Aim: Transcribe all of the material below word for word and leave out its pictures.
Recorded information start
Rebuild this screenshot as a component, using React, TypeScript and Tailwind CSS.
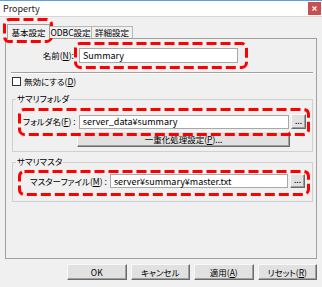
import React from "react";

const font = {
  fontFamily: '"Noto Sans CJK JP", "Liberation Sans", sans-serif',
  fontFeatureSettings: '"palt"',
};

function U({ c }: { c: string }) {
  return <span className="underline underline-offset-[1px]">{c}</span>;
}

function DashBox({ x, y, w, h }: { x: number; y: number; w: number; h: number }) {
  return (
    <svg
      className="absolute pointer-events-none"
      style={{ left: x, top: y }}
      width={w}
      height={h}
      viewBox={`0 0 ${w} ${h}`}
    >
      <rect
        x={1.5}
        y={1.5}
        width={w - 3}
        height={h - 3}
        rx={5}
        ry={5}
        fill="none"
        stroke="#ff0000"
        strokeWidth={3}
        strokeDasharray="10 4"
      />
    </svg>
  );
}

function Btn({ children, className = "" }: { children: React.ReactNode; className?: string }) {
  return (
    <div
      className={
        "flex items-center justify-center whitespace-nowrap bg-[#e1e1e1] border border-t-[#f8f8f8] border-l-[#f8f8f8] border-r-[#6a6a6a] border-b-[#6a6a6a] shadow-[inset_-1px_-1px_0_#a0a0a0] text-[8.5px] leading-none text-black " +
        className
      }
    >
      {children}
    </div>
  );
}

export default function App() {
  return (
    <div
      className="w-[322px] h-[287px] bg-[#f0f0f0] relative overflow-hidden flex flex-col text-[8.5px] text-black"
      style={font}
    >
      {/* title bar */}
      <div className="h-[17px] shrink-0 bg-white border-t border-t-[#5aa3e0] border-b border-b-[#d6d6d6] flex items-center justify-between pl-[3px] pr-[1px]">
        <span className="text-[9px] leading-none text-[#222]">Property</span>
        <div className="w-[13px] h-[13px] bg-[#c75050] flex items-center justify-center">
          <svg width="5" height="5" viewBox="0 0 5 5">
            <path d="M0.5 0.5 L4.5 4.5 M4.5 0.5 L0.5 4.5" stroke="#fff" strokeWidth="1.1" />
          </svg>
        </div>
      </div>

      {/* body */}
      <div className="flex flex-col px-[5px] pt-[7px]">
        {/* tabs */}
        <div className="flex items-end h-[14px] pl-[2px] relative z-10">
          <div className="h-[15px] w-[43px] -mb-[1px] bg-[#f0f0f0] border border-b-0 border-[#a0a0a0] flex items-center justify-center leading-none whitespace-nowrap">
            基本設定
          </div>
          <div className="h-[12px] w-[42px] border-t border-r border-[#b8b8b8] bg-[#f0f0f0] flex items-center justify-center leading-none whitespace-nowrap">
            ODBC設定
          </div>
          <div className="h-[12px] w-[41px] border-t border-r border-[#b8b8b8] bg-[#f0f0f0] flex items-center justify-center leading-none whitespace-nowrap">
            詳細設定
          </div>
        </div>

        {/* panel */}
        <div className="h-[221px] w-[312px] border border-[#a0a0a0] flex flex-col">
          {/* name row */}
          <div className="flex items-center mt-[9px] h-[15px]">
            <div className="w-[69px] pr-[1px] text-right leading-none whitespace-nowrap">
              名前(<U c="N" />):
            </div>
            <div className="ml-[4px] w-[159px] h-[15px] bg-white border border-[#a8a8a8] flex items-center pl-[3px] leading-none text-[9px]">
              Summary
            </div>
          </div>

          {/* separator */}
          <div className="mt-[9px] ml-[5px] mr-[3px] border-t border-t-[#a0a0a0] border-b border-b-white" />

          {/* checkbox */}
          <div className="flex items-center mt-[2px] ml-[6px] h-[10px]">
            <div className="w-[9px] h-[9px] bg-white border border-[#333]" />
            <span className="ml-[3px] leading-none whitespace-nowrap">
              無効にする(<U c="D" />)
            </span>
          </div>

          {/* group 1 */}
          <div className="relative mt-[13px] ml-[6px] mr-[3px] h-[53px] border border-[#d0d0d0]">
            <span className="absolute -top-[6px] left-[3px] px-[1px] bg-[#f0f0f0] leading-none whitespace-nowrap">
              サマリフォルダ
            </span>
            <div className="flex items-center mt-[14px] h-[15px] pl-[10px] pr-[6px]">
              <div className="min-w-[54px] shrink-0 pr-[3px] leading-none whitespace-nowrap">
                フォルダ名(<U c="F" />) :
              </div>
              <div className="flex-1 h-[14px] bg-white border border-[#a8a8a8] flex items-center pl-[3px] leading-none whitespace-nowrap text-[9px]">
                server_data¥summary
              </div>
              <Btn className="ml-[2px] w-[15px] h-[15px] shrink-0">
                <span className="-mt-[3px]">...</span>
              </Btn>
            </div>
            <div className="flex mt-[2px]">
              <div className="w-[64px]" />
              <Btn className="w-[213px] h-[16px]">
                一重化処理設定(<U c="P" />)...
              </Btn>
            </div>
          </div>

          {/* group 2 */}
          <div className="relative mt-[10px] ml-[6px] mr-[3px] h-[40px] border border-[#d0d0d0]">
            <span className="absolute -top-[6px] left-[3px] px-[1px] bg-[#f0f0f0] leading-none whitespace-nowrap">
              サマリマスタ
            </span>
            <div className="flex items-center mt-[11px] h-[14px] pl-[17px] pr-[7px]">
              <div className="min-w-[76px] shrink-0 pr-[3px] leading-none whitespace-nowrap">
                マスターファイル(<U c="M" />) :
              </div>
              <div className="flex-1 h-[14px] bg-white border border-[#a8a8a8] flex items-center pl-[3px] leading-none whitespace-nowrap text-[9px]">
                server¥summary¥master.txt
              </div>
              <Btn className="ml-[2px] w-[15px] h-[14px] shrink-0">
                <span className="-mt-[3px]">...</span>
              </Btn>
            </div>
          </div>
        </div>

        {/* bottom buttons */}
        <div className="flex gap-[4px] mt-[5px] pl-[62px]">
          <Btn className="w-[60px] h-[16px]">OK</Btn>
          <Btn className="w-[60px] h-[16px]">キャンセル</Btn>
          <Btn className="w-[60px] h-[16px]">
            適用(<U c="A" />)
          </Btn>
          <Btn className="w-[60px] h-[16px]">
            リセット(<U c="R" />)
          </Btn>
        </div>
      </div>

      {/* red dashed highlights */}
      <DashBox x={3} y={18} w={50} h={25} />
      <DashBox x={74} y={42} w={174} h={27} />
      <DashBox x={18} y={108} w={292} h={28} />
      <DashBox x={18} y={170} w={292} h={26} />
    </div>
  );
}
Recorded information end
Solution:
Rebuild this screenshot as a component, using React, TypeScript and Tailwind CSS.
import React from "react";

const font = {
  fontFamily: '"Noto Sans CJK JP", "Liberation Sans", sans-serif',
  fontFeatureSettings: '"palt"',
};

function U({ c }: { c: string }) {
  return <span className="underline underline-offset-[1px]">{c}</span>;
}

function DashBox({ x, y, w, h }: { x: number; y: number; w: number; h: number }) {
  return (
    <svg
      className="absolute pointer-events-none"
      style={{ left: x, top: y }}
      width={w}
      height={h}
      viewBox={`0 0 ${w} ${h}`}
    >
      <rect
        x={1.5}
        y={1.5}
        width={w - 3}
        height={h - 3}
        rx={5}
        ry={5}
        fill="none"
        stroke="#ff0000"
        strokeWidth={3}
        strokeDasharray="10 4"
      />
    </svg>
  );
}

function Btn({ children, className = "" }: { children: React.ReactNode; className?: string }) {
  return (
    <div
      className={
        "flex items-center justify-center whitespace-nowrap bg-[#e1e1e1] border border-t-[#f8f8f8] border-l-[#f8f8f8] border-r-[#6a6a6a] border-b-[#6a6a6a] shadow-[inset_-1px_-1px_0_#a0a0a0] text-[8.5px] leading-none text-black " +
        className
      }
    >
      {children}
    </div>
  );
}

export default function App() {
  return (
    <div
      className="w-[322px] h-[287px] bg-[#f0f0f0] relative overflow-hidden flex flex-col text-[8.5px] text-black"
      style={font}
    >
      {/* title bar */}
      <div className="h-[17px] shrink-0 bg-white border-t border-t-[#5aa3e0] border-b border-b-[#d6d6d6] flex items-center justify-between pl-[3px] pr-[1px]">
        <span className="text-[9px] leading-none text-[#222]">Property</span>
        <div className="w-[13px] h-[13px] bg-[#c75050] flex items-center justify-center">
          <svg width="5" height="5" viewBox="0 0 5 5">
            <path d="M0.5 0.5 L4.5 4.5 M4.5 0.5 L0.5 4.5" stroke="#fff" strokeWidth="1.1" />
          </svg>
        </div>
      </div>

      {/* body */}
      <div className="flex flex-col px-[5px] pt-[7px]">
        {/* tabs */}
        <div className="flex items-end h-[14px] pl-[2px] relative z-10">
          <div className="h-[15px] w-[43px] -mb-[1px] bg-[#f0f0f0] border border-b-0 border-[#a0a0a0] flex items-center justify-center leading-none whitespace-nowrap">
            基本設定
          </div>
          <div className="h-[12px] w-[42px] border-t border-r border-[#b8b8b8] bg-[#f0f0f0] flex items-center justify-center leading-none whitespace-nowrap">
            ODBC設定
          </div>
          <div className="h-[12px] w-[41px] border-t border-r border-[#b8b8b8] bg-[#f0f0f0] flex items-center justify-center leading-none whitespace-nowrap">
            詳細設定
          </div>
        </div>

        {/* panel */}
        <div className="h-[221px] w-[312px] border border-[#a0a0a0] flex flex-col">
          {/* name row */}
          <div className="flex items-center mt-[9px] h-[15px]">
            <div className="w-[69px] pr-[1px] text-right leading-none whitespace-nowrap">
              名前(<U c="N" />):
            </div>
            <div className="ml-[4px] w-[159px] h-[15px] bg-white border border-[#a8a8a8] flex items-center pl-[3px] leading-none text-[9px]">
              Summary
            </div>
          </div>

          {/* separator */}
          <div className="mt-[9px] ml-[5px] mr-[3px] border-t border-t-[#a0a0a0] border-b border-b-white" />

          {/* checkbox */}
          <div className="flex items-center mt-[2px] ml-[6px] h-[10px]">
            <div className="w-[9px] h-[9px] bg-white border border-[#333]" />
            <span className="ml-[3px] leading-none whitespace-nowrap">
              無効にする(<U c="D" />)
            </span>
          </div>

          {/* group 1 */}
          <div className="relative mt-[13px] ml-[6px] mr-[3px] h-[53px] border border-[#d0d0d0]">
            <span className="absolute -top-[6px] left-[3px] px-[1px] bg-[#f0f0f0] leading-none whitespace-nowrap">
              サマリフォルダ
            </span>
            <div className="flex items-center mt-[14px] h-[15px] pl-[10px] pr-[6px]">
              <div className="min-w-[54px] shrink-0 pr-[3px] leading-none whitespace-nowrap">
                フォルダ名(<U c="F" />) :
              </div>
              <div className="flex-1 h-[14px] bg-white border border-[#a8a8a8] flex items-center pl-[3px] leading-none whitespace-nowrap text-[9px]">
                server_data¥summary
              </div>
              <Btn className="ml-[2px] w-[15px] h-[15px] shrink-0">
                <span className="-mt-[3px]">...</span>
              </Btn>
            </div>
            <div className="flex mt-[2px]">
              <div className="w-[64px]" />
              <Btn className="w-[213px] h-[16px]">
                一重化処理設定(<U c="P" />)...
              </Btn>
            </div>
          </div>

          {/* group 2 */}
          <div className="relative mt-[10px] ml-[6px] mr-[3px] h-[40px] border border-[#d0d0d0]">
            <span className="absolute -top-[6px] left-[3px] px-[1px] bg-[#f0f0f0] leading-none whitespace-nowrap">
              サマリマスタ
            </span>
            <div className="flex items-center mt-[11px] h-[14px] pl-[17px] pr-[7px]">
              <div className="min-w-[76px] shrink-0 pr-[3px] leading-none whitespace-nowrap">
                マスターファイル(<U c="M" />) :
              </div>
              <div className="flex-1 h-[14px] bg-white border border-[#a8a8a8] flex items-center pl-[3px] leading-none whitespace-nowrap text-[9px]">
                server¥summary¥master.txt
              </div>
              <Btn className="ml-[2px] w-[15px] h-[14px] shrink-0">
                <span className="-mt-[3px]">...</span>
              </Btn>
            </div>
          </div>
        </div>

        {/* bottom buttons */}
        <div className="flex gap-[4px] mt-[5px] pl-[62px]">
          <Btn className="w-[60px] h-[16px]">OK</Btn>
          <Btn className="w-[60px] h-[16px]">キャンセル</Btn>
          <Btn className="w-[60px] h-[16px]">
            適用(<U c="A" />)
          </Btn>
          <Btn className="w-[60px] h-[16px]">
            リセット(<U c="R" />)
          </Btn>
        </div>
      </div>

      {/* red dashed highlights */}
      <DashBox x={3} y={18} w={50} h={25} />
      <DashBox x={74} y={42} w={174} h={27} />
      <DashBox x={18} y={108} w={292} h={28} />
      <DashBox x={18} y={170} w={292} h={26} />
    </div>
  );
}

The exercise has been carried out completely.